What are inclusive teaching practices?
Wednesday, July, 17th, 2019
The following suggestions offer ways to help you teach more inclusively.
Some Effective Inclusive Teaching Practices
- Model and develop the capacity for perspective taking.
- Pose questions that elicit diverse experiences and knowledge of students.
- Encourage divergent perspectives to be voiced.
- Make group work more inclusive
- When assigning group work, out students in groups rather than have them choose their own.
- Try to ensure diversity among groups, but try to avoid putting a single student of a marginalized identity in a group.
- “Scaffold” assignments by adding opportunities for students to learn how to effectively complete each of the parts of the assignment and then to integrate them.
- Ask for regular feedback from your students and then respond to .
- Encourage active learning strategies. Active learning consists of a variety of techniques in which students learn by doing things and thinking about what they are doing. Active learning practices have increased equity in teaching (Haake et al., 2011; Lorenzo, Crouch, & Mazur, 2006).
- Employ universal design for learning (UDL) guidelines.
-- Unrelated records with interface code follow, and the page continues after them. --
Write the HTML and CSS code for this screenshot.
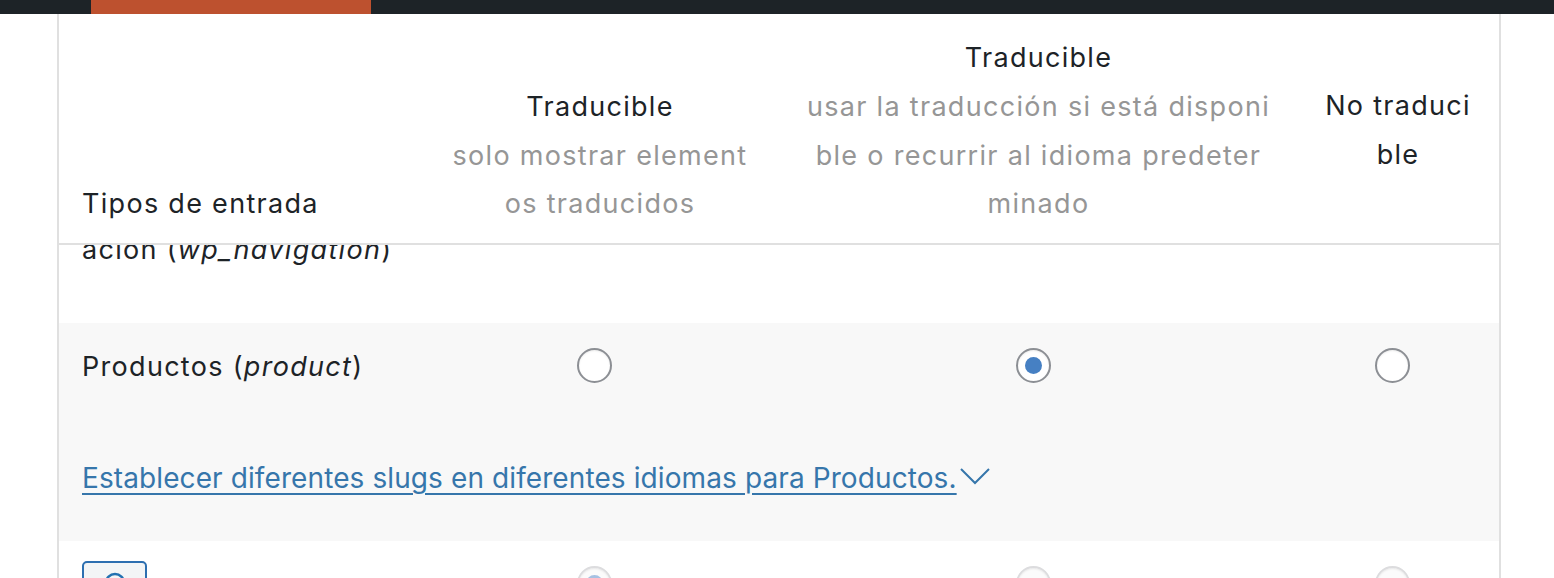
FILE: index.html
```html
<!DOCTYPE html>
<html lang="es">
<head>
<meta charset="utf-8">
<title>Tipos de entrada</title>
<link rel="stylesheet" href="styles.css">
</head>
<body>
<div class="topbar"><div class="tab"></div></div>
<div class="card">
  <div class="grid head">
    <div class="th first">Tipos de entrada</div>
    <div class="th"><span class="line">Traducible</span><span class="line sub">solo mostrar element</span><span class="line sub">os traducidos</span></div>
    <div class="th"><span class="line">Traducible</span><span class="line sub">usar la traducción si está disponi</span><span class="line sub">ble o recurrir al idioma predeter</span><span class="line sub">minado</span></div>
    <div class="th mid"><span class="line">No traduci</span><span class="line">ble</span></div>
  </div>
  <div class="rows">
    <div class="row row1">
      <div class="name">ación (<em>wp_navigation</em>)</div>
    </div>
    <div class="row row2 grid">
      <div class="name">Productos (<em>product</em>)</div>
      <div class="cell"><span class="radio"></span></div>
      <div class="cell"><span class="radio checked"></span></div>
      <div class="cell"><span class="radio"></span></div>
      <div class="slug"><a href="#" class="slug-link">Establecer diferentes slugs en diferentes idiomas para Productos.</a><svg class="chev" width="32" height="18" viewBox="0 0 32 18"><polyline points="2,2 16,16 30,2" fill="none" stroke="#3676ab" stroke-width="2"/></svg></div>
    </div>
    <div class="row row3 grid">
      <div class="name"><span class="lockbox"><svg width="40" height="40" viewBox="0 0 40 40"><circle cx="20" cy="20" r="9" fill="none" stroke="#2271b1" stroke-width="2.5"/></svg></span></div>
      <div class="cell"><span class="radio dis checked"></span></div>
      <div class="cell"><span class="radio dis"></span></div>
      <div class="cell"><span class="radio dis"></span></div>
    </div>
  </div>
</div>
</body>
</html>
```
FILE: styles.css
```css
html, body {
  margin: 0;
  padding: 0;
  background: #ffffff;
}
body {
  font-family: Inter, "Noto Sans", "Liberation Sans", sans-serif;
  font-size: 27px;
  letter-spacing: 1.3px;
  line-height: 48.67px;
  color: #1d2327;
  overflow: hidden;
  height: 578px;
}
.topbar {
  height: 14px;
  background: #1d2327;
  padding-left: 91px;
}
.tab {
  width: 280px;
  height: 14px;
  background: #bd512f;
}
.card {
  margin-left: 57px;
  width: 1440px;
  height: 564px;
  border-left: 2px solid #e0e0e0;
  border-right: 2px solid #e0e0e0;
  overflow: hidden;
}
.grid {
  display: grid;
  grid-template-columns: 361px 360px 517px 202px;
}
.head {
  height: 229px;
  border-bottom: 2px solid #e0e0e0;
  align-items: end;
}
.th {
  padding-bottom: 14px;
  text-align: center;
  font-weight: 400;
}
.th.mid {
  align-self: center;
  padding-bottom: 0;
  padding-top: 5px;
}
.th.first {
  text-align: left;
  padding-left: 23px;
}
.line {
  display: block;
  white-space: nowrap;
}
.sub {
  color: #969696;
}
.rows {
  overflow: hidden;
  height: 333px;
}
.row {
  box-sizing: border-box;
}
.name {
  padding-left: 23px;
  white-space: nowrap;
}
.row1 {
  margin-top: -19px;
  height: 97px;
  background: #ffffff;
}
.row2 {
  background: #f8f8f8;
  height: 218px;
  padding-top: 20px;
  align-items: start;
}
.row3 {
  background: #ffffff;
  padding-top: 20px;
  align-items: start;
}
.cell {
  display: flex;
  justify-content: center;
  padding-right: 11px;
}
.row2 .cell {
  padding-top: 5px;
}
.row3 .cell {
  padding-top: 5px;
}
.radio {
  display: block;
  width: 35px;
  height: 35px;
  box-sizing: border-box;
  border: 2px solid #8c8f94;
  border-radius: 50%;
  background: #ffffff;
  box-shadow: inset 0 1px 2px rgba(0, 0, 0, 0.08);
  position: relative;
}
.radio.checked::before {
  content: "";
  position: absolute;
  left: 7px;
  top: 7px;
  width: 17px;
  height: 17px;
  border-radius: 50%;
  background: #4680c3;
}
.radio.dis {
  border-color: #dcdcde;
  background: #fbfbfb;
}
.radio.dis.checked::before {
  background: #a6c1e2;
}
.slug {
  grid-column: 1 / -1;
  padding-left: 23px;
  margin-top: 23px;
  display: flex;
  align-items: center;
}
.slug-link {
  color: #3676ab;
  font-size: 28px;
  letter-spacing: 0.1px;
  text-decoration: underline;
  text-decoration-thickness: 2px;
  text-underline-offset: 5px;
  white-space: nowrap;
}
.chev {
  margin-left: 2px;
  margin-top: -4px;
}
.lockbox {
  display: flex;
  justify-content: center;
  align-items: flex-start;
  width: 65px;
  height: 50px;
  box-sizing: border-box;
  border: 2px solid #2d6fb0;
  border-radius: 5px;
  background: #f3f5f6;
  padding-top: 0;
}
```
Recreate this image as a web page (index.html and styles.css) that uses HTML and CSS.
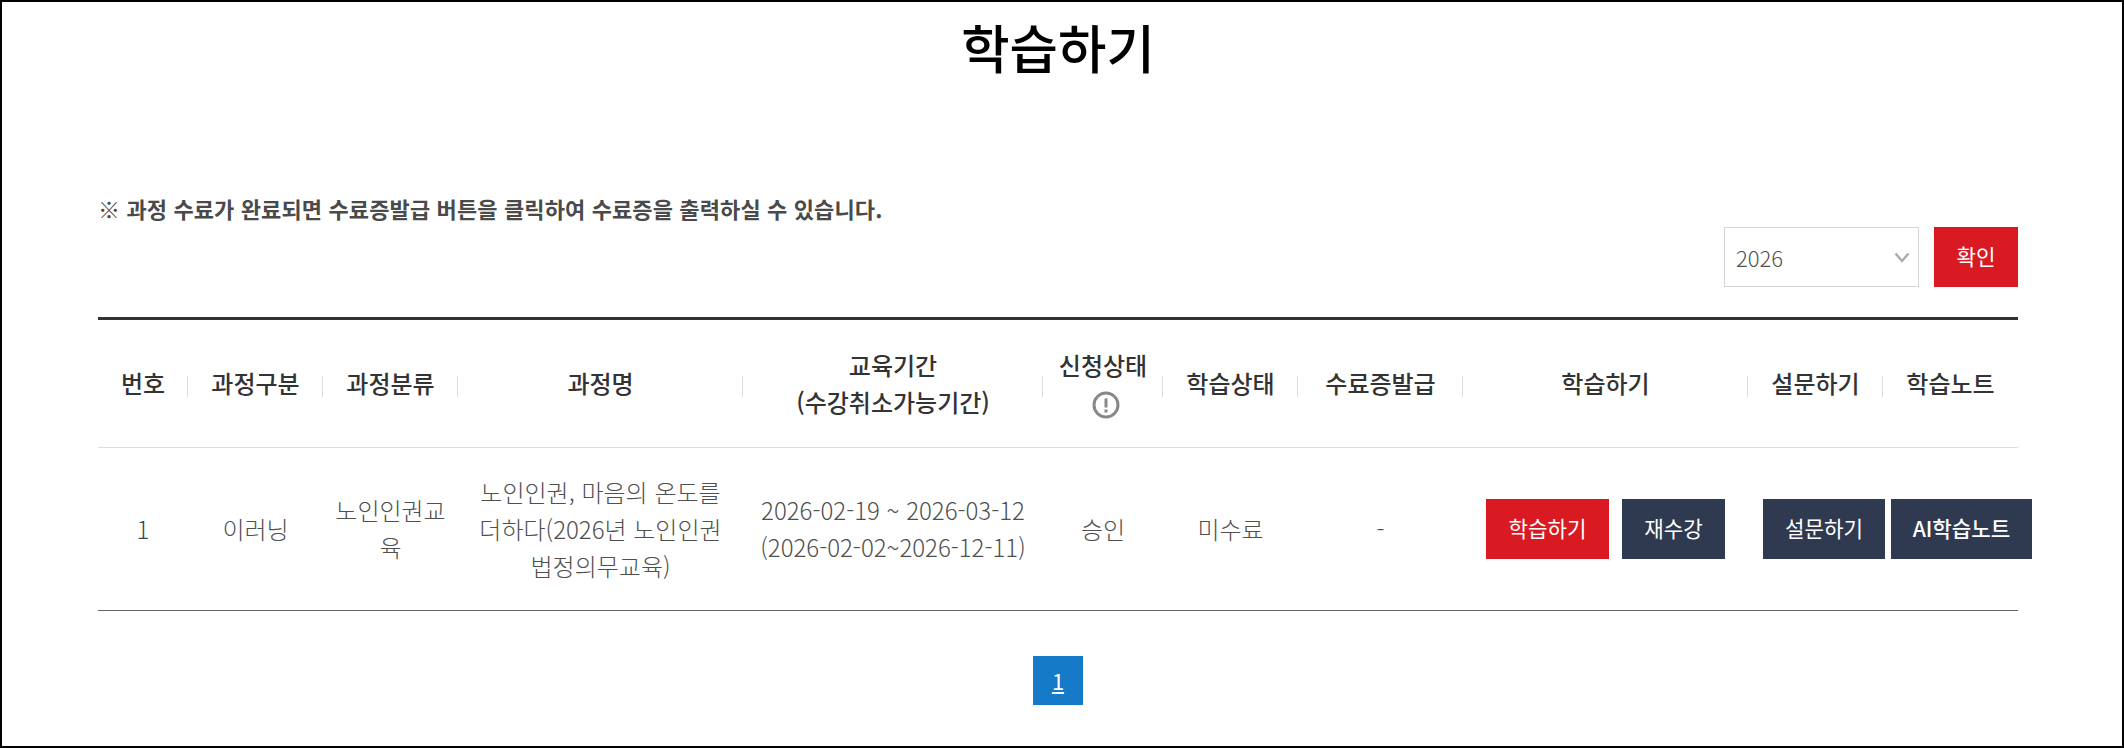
FILE: index.html
```html
<!DOCTYPE html>
<html lang="ko">
<head>
<meta charset="utf-8">
<title>학습하기</title>
<link rel="stylesheet" href="styles.css">
</head>
<body>
<div class="frame">
  <main class="content">
    <h1 class="title">학습하기</h1>
    <p class="notice">※ 과정 수료가 완료되면 수료증발급 버튼을 클릭하여 수료증을 출력하실 수 있습니다.</p>
    <form class="filter">
      <div class="select-wrap">
        <select class="select"><option>2026</option></select>
        <svg class="chevron" width="16" height="11" viewBox="0 0 16 11"><path d="M1.5 1.5 L8 9 L14.5 1.5" fill="none" stroke="#aaa" stroke-width="2.4"/></svg>
      </div>
      <button type="button" class="btn btn-red btn-ok">확인</button>
    </form>
    <table class="grid">
      <colgroup>
        <col class="c90"><col class="c135"><col class="c135"><col class="c285"><col class="c300"><col class="c120"><col class="c135"><col class="c165"><col class="c285"><col class="c135"><col class="c135">
      </colgroup>
      <thead>
        <tr>
          <th>번호</th>
          <th>과정구분</th>
          <th>과정분류</th>
          <th>과정명</th>
          <th>교육기간<br>(수강취소가능기간)</th>
          <th>신청상태<br><svg class="info" width="28" height="28" viewBox="0 0 28 28"><circle cx="14" cy="14" r="12" fill="none" stroke="#888" stroke-width="3"/><path d="M14 7.5 V16.5" stroke="#888" stroke-width="3"/><path d="M14 18.5 V21.5" stroke="#888" stroke-width="3"/></svg></th>
          <th>학습상태</th>
          <th>수료증발급</th>
          <th>학습하기</th>
          <th>설문하기</th>
          <th>학습노트</th>
        </tr>
      </thead>
      <tbody>
        <tr>
          <td class="num">1</td>
          <td>이러닝</td>
          <td>노인인권교육</td>
          <td>노인인권, 마음의 온도를 더하다(2026년 노인인권 법정의무교육)</td>
          <td class="dates">2026-02-19 ~ 2026-03-12<br>(2026-02-02~2026-12-11)</td>
          <td>승인</td>
          <td>미수료</td>
          <td>-</td>
          <td class="cell-actions"><div class="actions"><a class="btn btn-red btn-study">학습하기</a><a class="btn btn-navy btn-retake">재수강</a></div></td>
          <td class="cell-survey"><a class="btn btn-navy btn-survey">설문하기</a></td>
          <td class="cell-note"><a class="btn btn-navy btn-note">AI학습노트</a></td>
        </tr>
      </tbody>
    </table>
    <nav class="pager"><a class="page">1</a></nav>
  </main>
</div>
</body>
</html>
```
FILE: styles.css
```css
* { box-sizing: border-box; }
html, body { margin: 0; padding: 0; }
body {
  width: 2124px;
  height: 748px;
  overflow: hidden;
  background: #fff;
  font-family: "Noto Sans CJK KR", "Noto Sans", sans-serif;
  color: #555;
}
.frame {
  width: 2124px;
  height: 748px;
  border: 2px solid #000;
}
.content {
  width: 1920px;
  margin-left: 96px;
}
.title {
  margin: 0;
  height: 90px;
  padding-top: 9px;
  font-size: 52.6px;
  line-height: 70px;
  font-weight: 500;
  color: #000;
  text-align: center;
}
.notice {
  margin: 98px 0 0;
  height: 37px;
  font-size: 22px;
  line-height: 36px;
  letter-spacing: 0.12px;
  font-weight: 700;
  color: #4a4a4a;
}
.filter {
  display: flex;
  justify-content: flex-end;
  gap: 15px;
}
.select-wrap {
  position: relative;
  width: 195px;
  height: 60px;
}
.select {
  appearance: none;
  width: 100%;
  height: 100%;
  padding: 0 0 0 11px;
  border: 1px solid #d5d5d5;
  border-radius: 0;
  background: #fff;
  font: 300 22px "Noto Sans CJK KR", sans-serif;
  color: #4f4f4f;
}
.chevron {
  position: absolute;
  right: 9px;
  top: 25px;
}
.btn {
  display: flex;
  align-items: center;
  justify-content: center;
  height: 60px;
  padding: 0 0 3px;
  border: 0;
  color: #fff;
  font: 400 21.2px "Noto Sans CJK KR", sans-serif;
  white-space: nowrap;
  flex: none;
}
.btn-red { background: #d91a22; }
.btn-navy { background: #2f3a51; }
.btn-ok { width: 84px; }
.btn-study { width: 123px; }
.btn-retake { width: 103px; }
.btn-survey { width: 122px; }
.btn-note { width: 141px; font-weight: 500; }
.grid {
  width: 1920px;
  margin-top: 30px;
  table-layout: fixed;
  border-collapse: collapse;
  border-top: 3px solid #333;
  border-bottom: 1px solid #666;
}
.c90 { width: 90px; }
.c120 { width: 120px; }
.c135 { width: 135px; }
.c165 { width: 165px; }
.c285 { width: 285px; }
.c300 { width: 300px; }
.grid th {
  position: relative;
  height: 129px;
  padding: 0 0 2px;
  border-bottom: 1px solid #ddd;
  font-size: 24px;
  line-height: 37px;
  font-weight: 500;
  color: #333;
  text-align: center;
}
.grid th + th::before {
  content: "";
  position: absolute;
  left: -1px;
  top: 56px;
  width: 1px;
  height: 21px;
  background: #ddd;
}
.grid td {
  height: 163px;
  padding: 0 10px 2px;
  font-size: 24px;
  line-height: 37px;
  font-weight: 300;
  color: #4f4f4f;
  text-align: center;
  vertical-align: middle;
}
.grid td.num { color: #345; }
.grid td.dates { padding: 0 0 2px; white-space: nowrap; }
.grid td.cell-actions { padding: 0; }
.grid td.cell-survey { padding: 0 0 0 15px; }
.grid td.cell-note { padding: 0 0 0 8px; }
.info {
  display: inline-block;
  vertical-align: middle;
  margin-left: 6px;
}
.actions {
  display: flex;
  justify-content: center;
  gap: 13px;
}
.pager {
  display: flex;
  justify-content: center;
  margin-top: 45px;
}
.page {
  width: 50px;
  height: 49px;
  background: #157ac8;
  color: #fff;
  font-size: 22px;
  line-height: 49px;
  text-align: center;
  text-decoration: underline;
}
```
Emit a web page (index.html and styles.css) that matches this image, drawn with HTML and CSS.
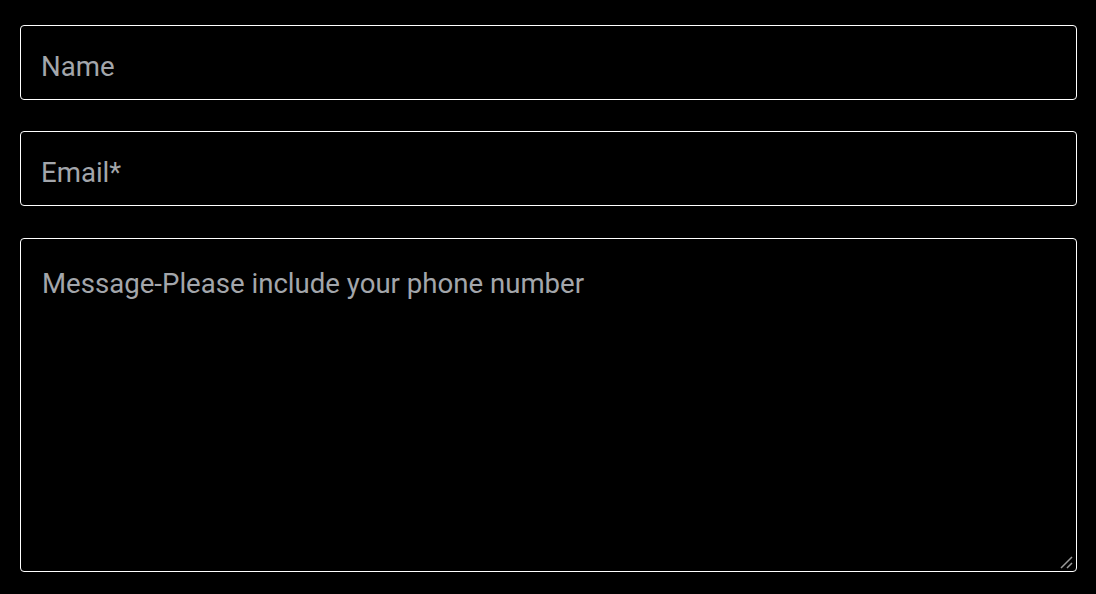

These help to maximize learning for all students based on the varied needs of students.
Resources
- An Approach for Teaching Diversity by Jim Winthrop offers twelve suggestions for enhancing students learning. (U. of Wisconsin, Whitewater)
- Inclusive Teaching Strategies: Reflecting on Your Practice is a checklist that helps you to reflect on your own teaching strategies. (U of Michigan (CRTL)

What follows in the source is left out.